■ Entries with page source code
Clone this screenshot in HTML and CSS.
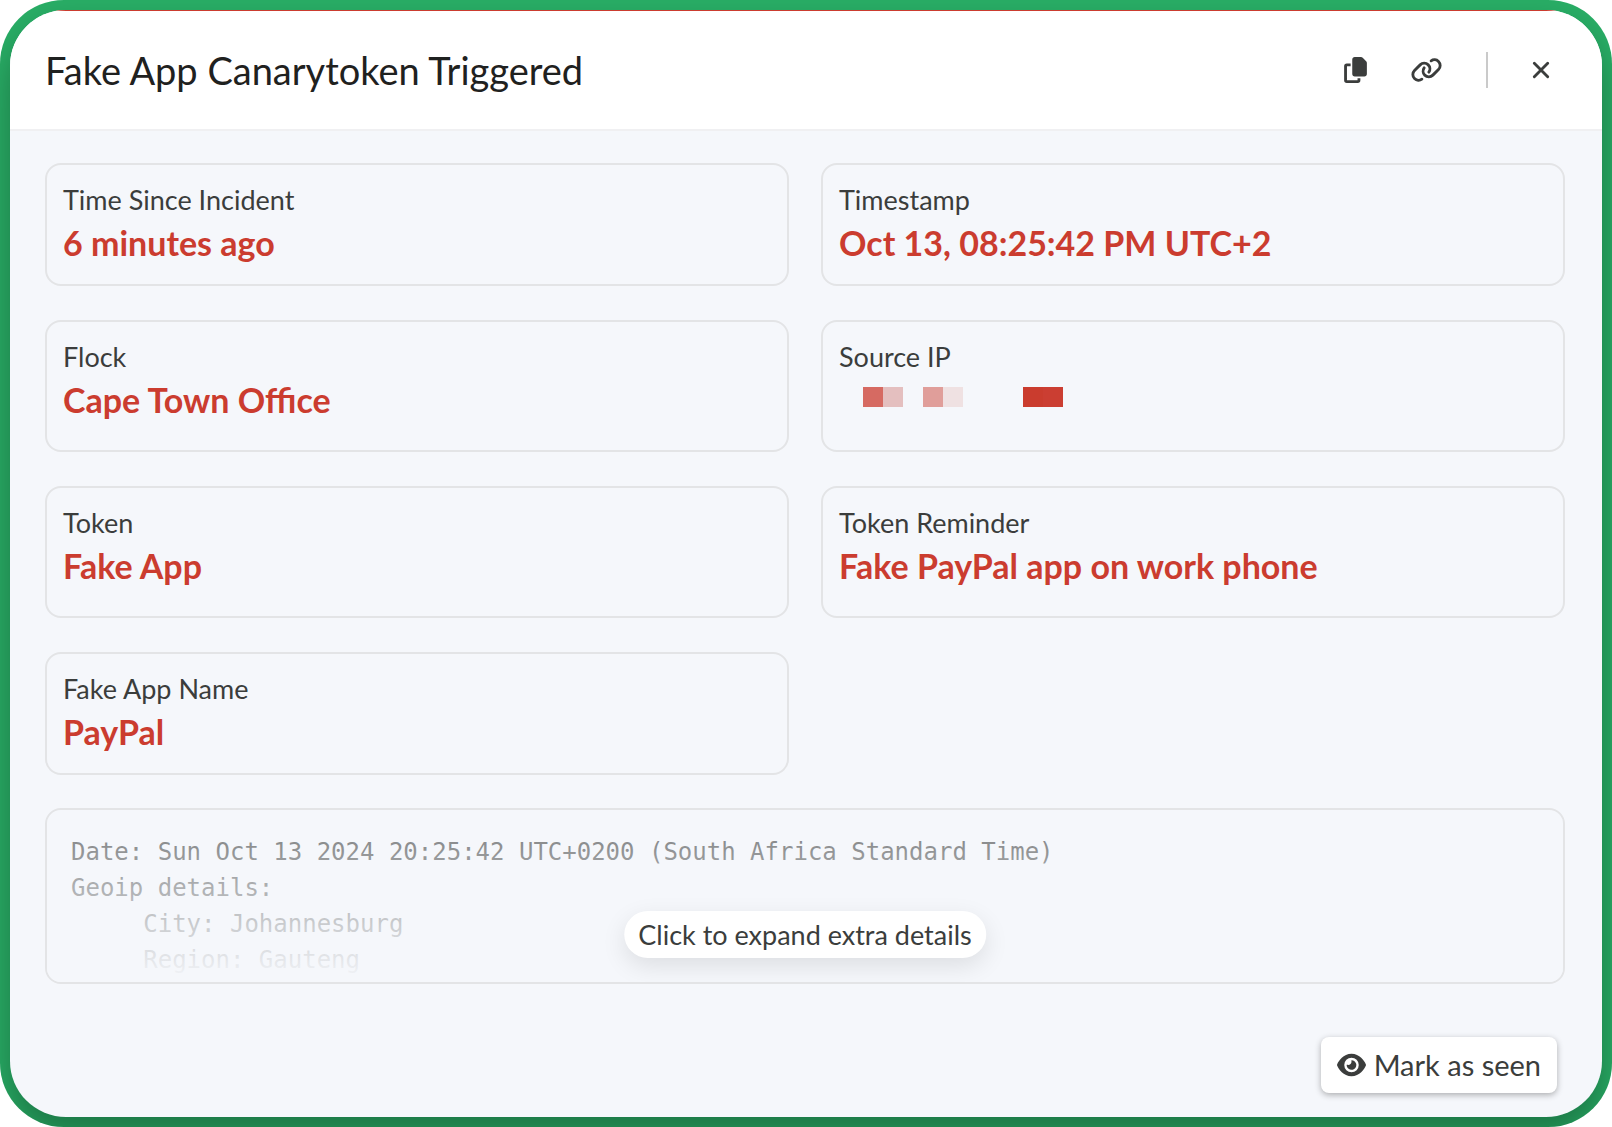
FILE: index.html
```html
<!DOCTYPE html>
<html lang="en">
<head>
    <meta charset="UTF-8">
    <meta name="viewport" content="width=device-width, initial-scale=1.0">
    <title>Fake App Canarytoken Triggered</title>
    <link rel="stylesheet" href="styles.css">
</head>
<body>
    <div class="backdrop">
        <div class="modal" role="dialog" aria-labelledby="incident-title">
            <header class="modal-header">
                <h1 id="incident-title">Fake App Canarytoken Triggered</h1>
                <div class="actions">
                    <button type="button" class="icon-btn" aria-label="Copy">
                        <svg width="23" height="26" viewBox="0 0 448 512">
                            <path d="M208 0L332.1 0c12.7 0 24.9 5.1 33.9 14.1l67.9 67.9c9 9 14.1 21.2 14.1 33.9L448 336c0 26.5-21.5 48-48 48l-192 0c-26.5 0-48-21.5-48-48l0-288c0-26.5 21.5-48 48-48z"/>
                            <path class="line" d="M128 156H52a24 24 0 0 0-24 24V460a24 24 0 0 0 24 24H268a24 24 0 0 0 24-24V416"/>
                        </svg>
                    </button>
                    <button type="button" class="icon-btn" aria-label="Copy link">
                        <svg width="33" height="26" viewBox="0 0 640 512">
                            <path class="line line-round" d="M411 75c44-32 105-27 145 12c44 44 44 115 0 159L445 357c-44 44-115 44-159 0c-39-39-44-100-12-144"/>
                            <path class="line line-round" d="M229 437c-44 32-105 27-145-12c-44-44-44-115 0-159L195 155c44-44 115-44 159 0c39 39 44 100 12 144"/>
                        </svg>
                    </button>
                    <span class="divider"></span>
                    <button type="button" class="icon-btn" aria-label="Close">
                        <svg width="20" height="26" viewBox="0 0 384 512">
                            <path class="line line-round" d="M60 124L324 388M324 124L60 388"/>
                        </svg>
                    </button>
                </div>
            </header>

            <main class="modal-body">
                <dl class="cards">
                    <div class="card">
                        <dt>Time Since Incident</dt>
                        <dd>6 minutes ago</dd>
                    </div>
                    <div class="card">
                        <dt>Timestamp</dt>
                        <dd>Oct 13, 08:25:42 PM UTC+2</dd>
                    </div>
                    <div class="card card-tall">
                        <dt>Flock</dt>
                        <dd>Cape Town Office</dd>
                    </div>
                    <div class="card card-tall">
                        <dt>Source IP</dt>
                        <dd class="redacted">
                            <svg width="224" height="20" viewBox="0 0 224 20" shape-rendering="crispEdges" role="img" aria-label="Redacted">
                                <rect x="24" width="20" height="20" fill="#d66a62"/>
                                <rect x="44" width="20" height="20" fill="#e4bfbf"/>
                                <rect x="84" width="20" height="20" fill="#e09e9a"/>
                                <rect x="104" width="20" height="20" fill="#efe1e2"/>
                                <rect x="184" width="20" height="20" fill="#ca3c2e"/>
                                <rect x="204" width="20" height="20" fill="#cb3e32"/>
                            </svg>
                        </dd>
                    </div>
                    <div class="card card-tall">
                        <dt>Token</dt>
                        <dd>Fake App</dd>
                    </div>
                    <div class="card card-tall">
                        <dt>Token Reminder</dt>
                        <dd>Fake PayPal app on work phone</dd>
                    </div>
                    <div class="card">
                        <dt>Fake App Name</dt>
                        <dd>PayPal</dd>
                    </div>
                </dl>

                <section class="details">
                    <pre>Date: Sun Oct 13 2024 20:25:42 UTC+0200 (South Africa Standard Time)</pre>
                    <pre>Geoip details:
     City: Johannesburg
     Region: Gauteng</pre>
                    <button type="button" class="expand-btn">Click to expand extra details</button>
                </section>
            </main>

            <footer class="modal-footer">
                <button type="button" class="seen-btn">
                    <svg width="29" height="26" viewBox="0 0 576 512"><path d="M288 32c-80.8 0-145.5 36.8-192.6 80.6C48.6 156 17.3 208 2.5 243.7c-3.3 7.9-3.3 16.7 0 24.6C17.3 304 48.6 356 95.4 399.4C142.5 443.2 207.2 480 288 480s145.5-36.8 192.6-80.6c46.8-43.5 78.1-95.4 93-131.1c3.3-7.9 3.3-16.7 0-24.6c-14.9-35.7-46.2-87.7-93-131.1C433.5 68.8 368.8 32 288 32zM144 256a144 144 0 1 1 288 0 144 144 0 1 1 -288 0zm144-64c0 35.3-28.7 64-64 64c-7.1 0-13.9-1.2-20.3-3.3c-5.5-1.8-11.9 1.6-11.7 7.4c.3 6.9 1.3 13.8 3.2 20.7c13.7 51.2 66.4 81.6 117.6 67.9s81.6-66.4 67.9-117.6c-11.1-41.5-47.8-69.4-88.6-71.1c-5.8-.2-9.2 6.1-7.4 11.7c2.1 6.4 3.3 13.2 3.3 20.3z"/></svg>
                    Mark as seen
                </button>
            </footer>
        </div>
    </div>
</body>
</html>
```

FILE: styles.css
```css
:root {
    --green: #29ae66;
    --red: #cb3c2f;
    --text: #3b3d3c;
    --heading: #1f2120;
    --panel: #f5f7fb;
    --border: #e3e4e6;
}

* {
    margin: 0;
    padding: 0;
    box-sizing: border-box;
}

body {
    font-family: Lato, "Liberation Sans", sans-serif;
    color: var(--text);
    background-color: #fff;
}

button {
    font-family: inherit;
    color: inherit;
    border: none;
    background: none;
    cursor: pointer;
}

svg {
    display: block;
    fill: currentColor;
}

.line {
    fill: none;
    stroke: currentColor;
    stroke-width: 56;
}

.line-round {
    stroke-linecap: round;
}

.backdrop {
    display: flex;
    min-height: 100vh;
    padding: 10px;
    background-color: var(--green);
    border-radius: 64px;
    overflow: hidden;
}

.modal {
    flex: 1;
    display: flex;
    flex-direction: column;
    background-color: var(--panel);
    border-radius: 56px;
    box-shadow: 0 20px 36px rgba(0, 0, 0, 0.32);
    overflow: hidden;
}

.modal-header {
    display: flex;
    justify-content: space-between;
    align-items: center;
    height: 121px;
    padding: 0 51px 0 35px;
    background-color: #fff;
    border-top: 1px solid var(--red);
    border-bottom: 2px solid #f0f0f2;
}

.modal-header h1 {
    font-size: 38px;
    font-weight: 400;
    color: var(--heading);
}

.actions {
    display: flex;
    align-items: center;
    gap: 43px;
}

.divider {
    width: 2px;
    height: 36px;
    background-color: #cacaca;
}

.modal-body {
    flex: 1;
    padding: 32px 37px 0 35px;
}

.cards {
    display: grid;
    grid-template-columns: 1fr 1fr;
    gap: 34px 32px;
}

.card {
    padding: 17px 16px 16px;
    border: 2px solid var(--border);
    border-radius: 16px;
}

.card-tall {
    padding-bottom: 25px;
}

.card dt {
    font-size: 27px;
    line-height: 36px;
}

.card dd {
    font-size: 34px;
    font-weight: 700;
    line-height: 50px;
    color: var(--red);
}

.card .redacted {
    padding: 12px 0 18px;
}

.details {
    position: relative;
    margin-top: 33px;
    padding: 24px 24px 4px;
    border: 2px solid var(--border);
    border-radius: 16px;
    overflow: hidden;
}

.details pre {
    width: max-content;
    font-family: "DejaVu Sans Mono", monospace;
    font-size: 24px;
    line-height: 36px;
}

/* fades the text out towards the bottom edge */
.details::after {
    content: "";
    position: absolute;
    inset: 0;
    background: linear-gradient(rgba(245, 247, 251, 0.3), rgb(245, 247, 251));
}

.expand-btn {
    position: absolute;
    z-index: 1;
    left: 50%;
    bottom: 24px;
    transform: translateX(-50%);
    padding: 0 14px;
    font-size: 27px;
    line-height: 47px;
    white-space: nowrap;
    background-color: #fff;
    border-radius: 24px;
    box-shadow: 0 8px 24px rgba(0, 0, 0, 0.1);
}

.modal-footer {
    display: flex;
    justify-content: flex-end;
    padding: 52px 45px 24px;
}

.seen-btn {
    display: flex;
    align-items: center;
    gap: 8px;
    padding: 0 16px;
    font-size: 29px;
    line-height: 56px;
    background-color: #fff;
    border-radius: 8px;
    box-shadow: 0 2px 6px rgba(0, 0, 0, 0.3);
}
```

--

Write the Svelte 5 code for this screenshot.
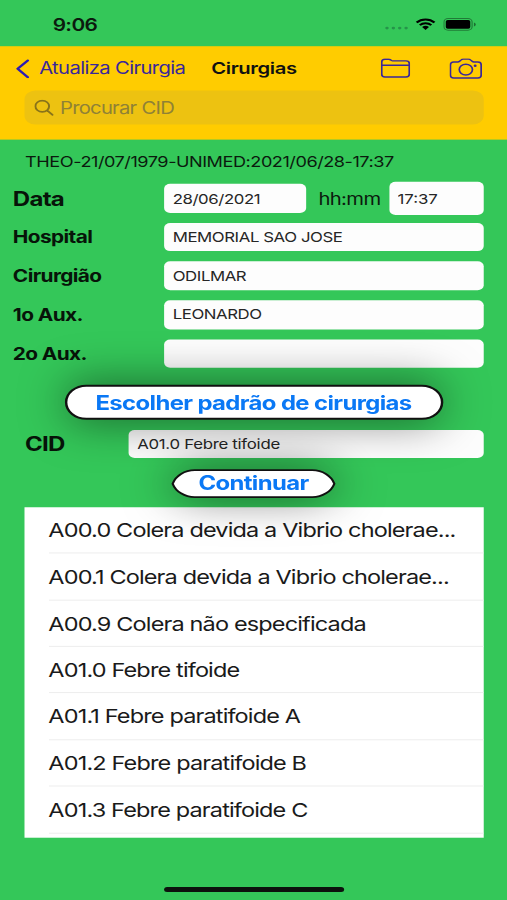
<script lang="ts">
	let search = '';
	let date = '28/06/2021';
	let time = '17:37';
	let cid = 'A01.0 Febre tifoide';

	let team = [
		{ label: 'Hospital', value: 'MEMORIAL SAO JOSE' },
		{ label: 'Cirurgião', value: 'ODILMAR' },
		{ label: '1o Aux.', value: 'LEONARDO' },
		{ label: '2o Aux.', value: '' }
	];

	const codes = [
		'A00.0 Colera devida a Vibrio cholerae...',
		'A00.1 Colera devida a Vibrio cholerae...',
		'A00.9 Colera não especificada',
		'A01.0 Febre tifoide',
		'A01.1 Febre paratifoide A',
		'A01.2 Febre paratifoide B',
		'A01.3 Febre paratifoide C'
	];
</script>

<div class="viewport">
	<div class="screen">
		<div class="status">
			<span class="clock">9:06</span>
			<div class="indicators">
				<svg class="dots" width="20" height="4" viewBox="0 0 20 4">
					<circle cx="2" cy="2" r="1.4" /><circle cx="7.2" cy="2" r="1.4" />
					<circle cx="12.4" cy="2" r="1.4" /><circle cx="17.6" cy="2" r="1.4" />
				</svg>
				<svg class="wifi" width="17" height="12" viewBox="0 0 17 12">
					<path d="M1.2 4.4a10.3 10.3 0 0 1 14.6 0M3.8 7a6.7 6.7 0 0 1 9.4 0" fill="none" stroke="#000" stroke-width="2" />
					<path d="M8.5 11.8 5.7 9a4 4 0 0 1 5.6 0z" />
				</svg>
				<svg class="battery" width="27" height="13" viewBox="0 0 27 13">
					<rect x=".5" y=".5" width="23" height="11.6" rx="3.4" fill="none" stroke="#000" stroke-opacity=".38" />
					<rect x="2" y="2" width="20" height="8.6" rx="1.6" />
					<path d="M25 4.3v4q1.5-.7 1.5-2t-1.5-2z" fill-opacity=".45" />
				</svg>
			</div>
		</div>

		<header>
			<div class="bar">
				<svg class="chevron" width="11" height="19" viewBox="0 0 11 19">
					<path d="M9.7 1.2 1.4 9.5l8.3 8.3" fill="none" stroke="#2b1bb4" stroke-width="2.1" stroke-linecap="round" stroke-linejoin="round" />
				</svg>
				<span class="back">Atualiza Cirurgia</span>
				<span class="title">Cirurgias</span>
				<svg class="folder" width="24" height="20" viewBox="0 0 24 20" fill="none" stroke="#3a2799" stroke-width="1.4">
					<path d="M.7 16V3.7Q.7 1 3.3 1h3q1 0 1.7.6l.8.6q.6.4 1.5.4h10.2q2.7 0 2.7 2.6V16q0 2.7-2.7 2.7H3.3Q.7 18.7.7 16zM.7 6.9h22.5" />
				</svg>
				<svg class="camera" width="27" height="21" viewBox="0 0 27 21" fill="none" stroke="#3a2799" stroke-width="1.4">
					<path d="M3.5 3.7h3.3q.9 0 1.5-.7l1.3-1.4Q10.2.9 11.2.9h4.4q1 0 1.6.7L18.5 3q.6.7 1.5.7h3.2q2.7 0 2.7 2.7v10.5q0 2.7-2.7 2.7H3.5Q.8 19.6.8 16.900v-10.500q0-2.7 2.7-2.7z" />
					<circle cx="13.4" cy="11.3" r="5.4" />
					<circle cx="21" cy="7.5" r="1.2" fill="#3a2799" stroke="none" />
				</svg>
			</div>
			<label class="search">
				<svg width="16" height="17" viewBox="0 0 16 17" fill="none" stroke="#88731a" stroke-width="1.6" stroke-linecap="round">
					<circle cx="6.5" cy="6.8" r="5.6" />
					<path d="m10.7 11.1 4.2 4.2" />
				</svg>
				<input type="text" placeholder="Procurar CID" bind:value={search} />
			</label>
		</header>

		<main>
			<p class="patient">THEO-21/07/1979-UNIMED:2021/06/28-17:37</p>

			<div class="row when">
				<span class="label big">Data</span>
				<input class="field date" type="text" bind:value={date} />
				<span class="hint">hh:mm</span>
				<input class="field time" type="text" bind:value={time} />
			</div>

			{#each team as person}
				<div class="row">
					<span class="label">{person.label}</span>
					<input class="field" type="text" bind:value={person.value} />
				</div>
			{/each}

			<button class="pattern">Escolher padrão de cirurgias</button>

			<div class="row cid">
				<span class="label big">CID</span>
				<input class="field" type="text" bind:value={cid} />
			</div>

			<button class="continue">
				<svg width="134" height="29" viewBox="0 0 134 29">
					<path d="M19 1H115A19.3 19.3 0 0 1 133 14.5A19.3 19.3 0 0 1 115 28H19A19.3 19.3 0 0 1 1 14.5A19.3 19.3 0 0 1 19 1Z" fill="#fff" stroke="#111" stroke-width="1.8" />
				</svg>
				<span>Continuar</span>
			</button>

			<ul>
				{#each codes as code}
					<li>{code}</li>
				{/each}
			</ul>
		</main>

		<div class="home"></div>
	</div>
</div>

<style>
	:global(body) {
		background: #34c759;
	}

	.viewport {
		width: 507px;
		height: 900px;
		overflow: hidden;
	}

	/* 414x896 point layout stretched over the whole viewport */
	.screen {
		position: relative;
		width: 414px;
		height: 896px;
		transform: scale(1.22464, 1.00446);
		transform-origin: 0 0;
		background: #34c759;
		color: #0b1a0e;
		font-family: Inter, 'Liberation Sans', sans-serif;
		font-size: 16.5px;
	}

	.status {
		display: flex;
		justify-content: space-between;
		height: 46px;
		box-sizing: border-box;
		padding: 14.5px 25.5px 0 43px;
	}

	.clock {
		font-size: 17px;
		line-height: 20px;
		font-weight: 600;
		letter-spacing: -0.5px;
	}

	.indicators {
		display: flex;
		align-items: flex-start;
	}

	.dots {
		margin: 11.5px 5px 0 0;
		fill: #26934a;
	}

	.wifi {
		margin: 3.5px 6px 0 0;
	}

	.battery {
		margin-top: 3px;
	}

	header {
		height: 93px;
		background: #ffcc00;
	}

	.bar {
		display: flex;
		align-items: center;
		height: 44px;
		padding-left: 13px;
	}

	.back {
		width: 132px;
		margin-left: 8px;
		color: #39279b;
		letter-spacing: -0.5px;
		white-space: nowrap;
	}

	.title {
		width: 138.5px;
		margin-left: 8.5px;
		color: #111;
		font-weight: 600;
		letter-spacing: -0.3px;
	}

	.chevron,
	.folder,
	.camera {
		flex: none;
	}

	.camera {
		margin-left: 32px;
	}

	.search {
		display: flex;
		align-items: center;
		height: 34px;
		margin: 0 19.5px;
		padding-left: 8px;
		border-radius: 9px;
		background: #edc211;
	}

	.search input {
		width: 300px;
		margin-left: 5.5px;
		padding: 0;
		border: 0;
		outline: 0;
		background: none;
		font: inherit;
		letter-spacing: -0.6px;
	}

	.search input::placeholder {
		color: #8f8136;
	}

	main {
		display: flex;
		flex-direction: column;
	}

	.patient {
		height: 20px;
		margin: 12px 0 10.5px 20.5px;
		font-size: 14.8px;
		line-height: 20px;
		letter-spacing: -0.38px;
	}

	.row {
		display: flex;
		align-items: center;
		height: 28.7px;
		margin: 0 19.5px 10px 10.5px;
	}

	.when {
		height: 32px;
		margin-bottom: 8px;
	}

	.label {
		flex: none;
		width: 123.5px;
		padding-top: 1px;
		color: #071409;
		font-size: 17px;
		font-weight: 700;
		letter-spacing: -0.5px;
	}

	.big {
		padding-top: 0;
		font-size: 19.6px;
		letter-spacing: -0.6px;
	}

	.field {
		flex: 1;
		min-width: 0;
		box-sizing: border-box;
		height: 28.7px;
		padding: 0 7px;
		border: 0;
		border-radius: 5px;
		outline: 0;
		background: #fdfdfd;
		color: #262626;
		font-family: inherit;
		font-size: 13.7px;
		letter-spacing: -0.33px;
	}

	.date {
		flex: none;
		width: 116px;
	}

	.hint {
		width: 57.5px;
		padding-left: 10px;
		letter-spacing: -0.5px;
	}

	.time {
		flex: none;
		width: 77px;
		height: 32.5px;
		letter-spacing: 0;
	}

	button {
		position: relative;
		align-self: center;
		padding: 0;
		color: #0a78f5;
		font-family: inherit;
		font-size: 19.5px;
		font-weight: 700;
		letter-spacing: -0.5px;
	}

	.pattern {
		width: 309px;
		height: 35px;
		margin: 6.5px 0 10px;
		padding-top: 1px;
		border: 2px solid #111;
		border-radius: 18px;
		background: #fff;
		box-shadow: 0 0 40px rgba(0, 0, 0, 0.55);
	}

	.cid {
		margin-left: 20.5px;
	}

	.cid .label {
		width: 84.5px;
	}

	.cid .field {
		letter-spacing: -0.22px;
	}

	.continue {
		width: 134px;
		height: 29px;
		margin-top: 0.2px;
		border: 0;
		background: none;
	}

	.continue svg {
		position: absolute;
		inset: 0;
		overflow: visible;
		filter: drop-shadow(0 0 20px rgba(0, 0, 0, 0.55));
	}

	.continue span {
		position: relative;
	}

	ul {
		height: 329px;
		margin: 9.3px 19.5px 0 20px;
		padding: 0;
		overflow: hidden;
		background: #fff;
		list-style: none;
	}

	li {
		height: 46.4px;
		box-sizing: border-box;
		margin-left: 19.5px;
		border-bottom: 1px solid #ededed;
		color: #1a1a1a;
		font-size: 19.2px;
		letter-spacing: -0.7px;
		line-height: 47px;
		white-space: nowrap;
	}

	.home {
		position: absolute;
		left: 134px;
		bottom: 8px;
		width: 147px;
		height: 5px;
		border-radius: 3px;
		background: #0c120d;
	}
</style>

■ Instructions to follow
Reproduce exactly the run of lines beginning with the one that contains "Write the Svelte 5 code for this screenshot." and ending with the one that contains "let cid = 'A01.0 Febre tifoide';". Do not include pictures.

■ Task response
Write the Svelte 5 code for this screenshot.
<script lang="ts">
	let search = '';
	let date = '28/06/2021';
	let time = '17:37';
	let cid = 'A01.0 Febre tifoide';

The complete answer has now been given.